There are a number of things that you can do to avoid being charged with a violation of these laws. Here are some tips:
1. Don’t possess cannabis. This means don’t have it in your car, your home, or your pocket. Please, please, please don’t have it anywhere at school!!! Don’t agree to hold it for a friend. (Remember, possession is the crime, not ownership. “It isn’t mine,” is not a defense.) Unfortunately, this may not be enough to protect you, so read on.
2. Do not use cannabis in your car, or let anyone else use it in your car. Smoking marijuana leaves a strong, distinct odor that gets into the fabric in your car and doesn’t go away for a week or more. Every police officer knows the smell, and smelling it gives them probable cause to search your car.
3. Do not ride in anyone else’s car if it smells like someone has been smoking marijuana in it. If they get pulled over and the car is searched, and the police find something near where you are sitting, you could be blamed for it.
4. Never, EVER consent to a search of your body, your clothes, your bag, your car, or your home! This is important even if you are sure the police won’t find anything illegal. You never know if someone else has left something in your car that shouldn’t be there. (“I didn’t know it was there!” only works if the jury believes you.) Think it can’t happen to you? I have represented many clients who thought it couldn’t happen to them, either.
You don’t have to be rude, and you should never physically resist. Just say, calmly and politely, “I do not consent to a search.” Repeat if necessary. If they search anyway, your lawyer can fight it in court.
5. Do not answer police questions. Give your name and identification if asked for it. Other than that, if the police stop you and try to talk to you, ask them, “Am I free to leave?” If they say, “yes,” walk away. If they say, “no,” tell them you will not answer any questions without a lawyer present. Do not lie, or give a false name or identification card, or you could find yourself charged with more crimes.

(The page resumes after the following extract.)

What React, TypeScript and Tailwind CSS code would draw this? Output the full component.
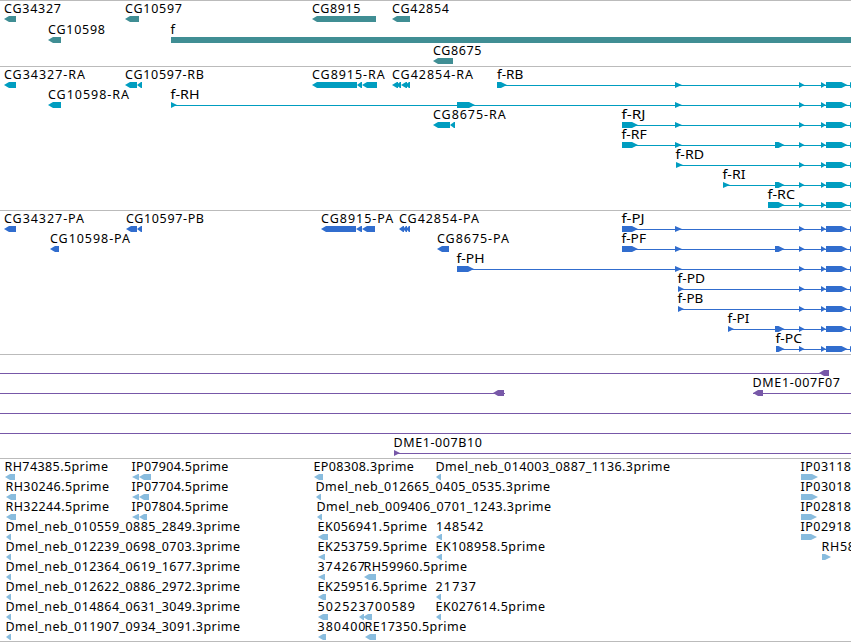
type Label = [row: number, x: number, width: number, text: string];
type Glyph = [row: number, start: number, end: number];

interface Track {
  id: string;
  height: number;
  pitch: number;
  baseline: number;
  color: string;
  labels: Label[];
  left: Glyph[];
  right: Glyph[];
  blocks?: Glyph[];
  lines?: Glyph[];
}

// exons shared by every transcript of the f gene
const fExons = (row: number, from: number): Glyph[] => {
  const exons: Glyph[] = [[row, 675, 682], [row, 799, 804.5], [row, 821, 826], [row, 826, 847.5], [row, 850, 856]];
  return exons.filter(([, start]) => start > from);
};

const tracks: Track[] = [
  {
    id: "genes",
    height: 66,
    pitch: 21,
    baseline: 13,
    color: "fill-[#408e94]",
    labels: [
      [0, 4, 57, "CG34327"],
      [0, 125, 57, "CG10597"],
      [0, 312, 48.5, "CG8915"],
      [0, 392, 57, "CG42854"],
      [1, 48, 57, "CG10598"],
      [1, 170.5, 4.5, "f"],
      [2, 433, 48.5, "CG8675"],
    ],
    left: [[0, 4, 16], [0, 125, 139], [0, 312, 376], [0, 392, 410], [1, 48, 61], [2, 433, 453]],
    right: [],
    blocks: [[1, 171, 851]],
  },
  {
    id: "transcripts",
    height: 144,
    pitch: 20,
    baseline: 13,
    color: "fill-[#009dc0]",
    labels: [
      [0, 4, 81, "CG34327-RA"],
      [0, 125, 79, "CG10597-RB"],
      [0, 312, 72.7, "CG8915-RA"],
      [0, 392, 81, "CG42854-RA"],
      [0, 497, 26.3, "f-RB"],
      [1, 48, 81, "CG10598-RA"],
      [1, 170.5, 29, "f-RH"],
      [2, 433, 72.7, "CG8675-RA"],
      [2, 621.5, 24, "f-RJ"],
      [3, 621.5, 25.3, "f-RF"],
      [4, 675.5, 28.5, "f-RD"],
      [5, 722.5, 23, "f-RI"],
      [6, 767.5, 27.5, "f-RC"],
    ],
    left: [
      [0, 4, 16], [0, 125, 137], [0, 137, 142], [0, 312, 357], [0, 357, 362], [0, 362, 377],
      [0, 392, 398], [0, 396, 401], [0, 401, 407], [0, 405, 410],
      [1, 48, 61], [2, 433, 450], [2, 450, 455],
    ],
    right: [
      [0, 497, 507], ...fExons(0, 497),
      [1, 171, 177], [1, 457, 475], ...fExons(1, 171),
      [2, 622, 638], ...fExons(2, 622),
      [3, 622, 638], [3, 775, 784.5], ...fExons(3, 622),
      [4, 676, 683], ...fExons(4, 676),
      [5, 723, 730], [5, 775, 784.5], ...fExons(5, 723),
      [6, 768, 784.5], ...fExons(6, 768),
    ],
    lines: [[0, 497, 851], [1, 171, 851], [2, 622, 851], [3, 622, 851], [4, 676, 851], [5, 723, 851], [6, 768, 851]],
  },
  {
    id: "coding",
    height: 144,
    pitch: 20,
    baseline: 13,
    color: "fill-[#316dce]",
    labels: [
      [0, 4, 80, "CG34327-PA"],
      [0, 126, 78, "CG10597-PB"],
      [0, 321, 72.3, "CG8915-PA"],
      [0, 399, 80, "CG42854-PA"],
      [0, 621.5, 23, "f-PJ"],
      [1, 50, 80, "CG10598-PA"],
      [1, 437, 72, "CG8675-PA"],
      [1, 621.5, 24.5, "f-PF"],
      [2, 456.5, 28, "f-PH"],
      [3, 677.5, 27.5, "f-PD"],
      [4, 677.5, 25.8, "f-PB"],
      [5, 727.5, 22, "f-PI"],
      [6, 775.5, 26.5, "f-PC"],
    ],
    left: [
      [0, 4, 16], [0, 126, 137], [0, 137, 142], [0, 321, 356], [0, 356, 362], [0, 362, 375],
      [0, 399, 404], [0, 403, 407], [0, 406, 410],
      [1, 50, 59], [1, 437, 449],
    ],
    right: [
      [0, 622, 638], ...fExons(0, 622),
      [1, 622, 638], [1, 775, 784.5], ...fExons(1, 622),
      [2, 457, 474], ...fExons(2, 457),
      [3, 678, 684], ...fExons(3, 678),
      [4, 678, 684], ...fExons(4, 678),
      [5, 728, 734], [5, 775, 784.5], ...fExons(5, 728),
      [6, 776, 784.5], ...fExons(6, 776),
    ],
    lines: [[0, 622, 851], [1, 622, 851], [2, 457, 851], [3, 678, 851], [4, 678, 851], [5, 728, 851], [6, 776, 851]],
  },
  {
    id: "bacs",
    height: 104,
    pitch: 20,
    baseline: 13,
    color: "fill-[#7758a8]",
    labels: [
      [1, 752.5, 87.5, "DME1-007F07"],
      [4, 393.5, 88.5, "DME1-007B10"],
    ],
    left: [[0, 819, 829], [1, 493, 504], [1, 753, 763]],
    right: [[4, 394, 400]],
    lines: [[0, 0, 829], [1, 0, 505], [1, 753, 851], [2, 0, 851], [3, 0, 851], [4, 394, 851]],
  },
  {
    id: "ests",
    height: 183,
    pitch: 20,
    baseline: 13,
    color: "fill-[#88bcde]",
    labels: [
      [0, 4.5, 103.5, "RH74385.5prime"],
      [1, 5.5, 103.5, "RH30246.5prime"],
      [2, 5.5, 103.5, "RH32244.5prime"],
      [3, 5.5, 234.5, "Dmel_neb_010559_0885_2849.3prime"],
      [4, 5.5, 234.5, "Dmel_neb_012239_0698_0703.3prime"],
      [5, 5.5, 234.5, "Dmel_neb_012364_0619_1677.3prime"],
      [6, 5.5, 234.5, "Dmel_neb_012622_0886_2972.3prime"],
      [7, 5.5, 234.5, "Dmel_neb_014864_0631_3049.3prime"],
      [8, 5.5, 234.5, "Dmel_neb_011907_0934_3091.3prime"],
      [0, 131.5, 96.7, "IP07904.5prime"],
      [1, 131.5, 96.7, "IP07704.5prime"],
      [2, 131.5, 96.7, "IP07804.5prime"],
      [0, 313.5, 100.3, "EP08308.3prime"],
      [1, 315.5, 234.5, "Dmel_neb_012665_0405_0535.3prime"],
      [2, 316.5, 234.5, "Dmel_neb_009406_0701_1243.3prime"],
      [3, 317.5, 109.5, "EK056941.5prime"],
      [4, 317.5, 109.5, "EK253759.5prime"],
      [5, 317.5, 47.5, "374267"],
      [6, 317.5, 109.5, "EK259516.5prime"],
      [7, 317.5, 40, "50252"],
      [8, 317.5, 48, "380400"],
      [5, 363.5, 103.5, "RH59960.5prime"],
      [7, 358.5, 56.5, "3700589"],
      [8, 364.5, 101.7, "RE17350.5prime"],
      [0, 435.5, 234.5, "Dmel_neb_014003_0887_1136.3prime"],
      [3, 436, 47.3, "148542"],
      [4, 435.5, 109.5, "EK108958.5prime"],
      [6, 435.5, 40.5, "21737"],
      [7, 435.5, 109.5, "EK027614.5prime"],
      [0, 800.5, 50.5, "IP03118"],
      [1, 800.5, 50.5, "IP03018"],
      [2, 800.5, 50.5, "IP02818"],
      [3, 800.5, 50.5, "IP02918"],
      [4, 821.5, 33.5, "RH58"],
    ],
    left: [
      [0, 5, 15], [1, 6, 16], [2, 6, 16],
      [3, 6, 11], [4, 6, 11], [5, 6, 11], [6, 6, 11], [7, 6, 11], [8, 6, 11],
      [0, 132, 139], [0, 139, 151], [1, 132, 139], [1, 139, 149], [2, 132, 139], [2, 139, 147],
      [0, 314, 323], [1, 316, 321], [2, 317, 322], [3, 318, 328], [4, 318, 325],
      [5, 318, 325], [6, 318, 326], [7, 318, 328], [8, 318, 326],
      [5, 364, 376], [7, 359, 364], [7, 363, 372], [8, 365, 376],
      [0, 436, 441], [3, 436, 442], [4, 436, 442], [6, 436, 441], [7, 436, 441],
    ],
    right: [[0, 801, 818], [1, 801, 818], [2, 801, 817], [3, 801, 817], [4, 822, 831]],
  },
];

function arrowPoints(start: number, end: number, top: number, dir: "left" | "right") {
  const width = end - start;
  const head = width <= 7 ? width : 6;
  const mid = top + 3;
  const bottom = top + 6;
  if (dir === "left") {
    return `${start},${mid} ${start + head - 1},${top} ${end},${top} ${end},${bottom} ${start + head - 1},${bottom}`;
  }
  return `${end},${mid} ${end - head},${top} ${start},${top} ${start},${bottom} ${end - head},${bottom}`;
}

function TrackRow({ track }: { track: Track }) {
  const top = (row: number) => row * track.pitch + track.baseline + 3;
  return (
    <section className="border-t border-[#bbbbbb]">
      {/* the border takes the first pixel, so the drawing starts at y = 1 */}
      <svg
        width={851}
        height={track.height - 1}
        viewBox={`0 1 851 ${track.height - 1}`}
        className={`block ${track.color}`}
      >
        <g shapeRendering="crispEdges">
          {track.lines?.map(([row, start, end], i) => (
            <rect key={i} x={start} y={top(row) + 3} width={end - start} height={1} />
          ))}
          {track.blocks?.map(([row, start, end], i) => (
            <rect key={i} x={start} y={top(row)} width={end - start} height={6} />
          ))}
        </g>
        {track.left.map(([row, start, end], i) => (
          <polygon key={i} points={arrowPoints(start, end, top(row), "left")} />
        ))}
        {track.right.map(([row, start, end], i) => (
          <polygon key={i} points={arrowPoints(start, end, top(row), "right")} />
        ))}
        <g className="fill-black font-['Noto_Sans','DejaVu_Sans',sans-serif] text-[12.5px]">
          {track.labels.map(([row, x, width, text]) => (
            <text
              key={text}
              x={x}
              y={row * track.pitch + track.baseline}
              textLength={width}
              lengthAdjust={text.startsWith("f") ? "spacingAndGlyphs" : "spacing"}
            >
              {text}
            </text>
          ))}
        </g>
      </svg>
    </section>
  );
}

export default function App() {
  return (
    <main className="flex h-[642px] w-[851px] flex-col overflow-hidden border-b border-[#bbbbbb] bg-white">
      {tracks.map((track) => (
        <TrackRow key={track.id} track={track} />
      ))}
    </main>
  );
}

Talking to police never makes things better, and often makes it worse, even if you are completely innocent. I can’t tell you how many times I have had a case that we could have easily won if my client had just followed this advice. Even worse, I have had several clients talk themselves into more serious charges.
6. Finally, if you or someone you know is charged with any crime, talk to an experienced criminal defense attorney right away to make sure that you get the best possible outcome for your case.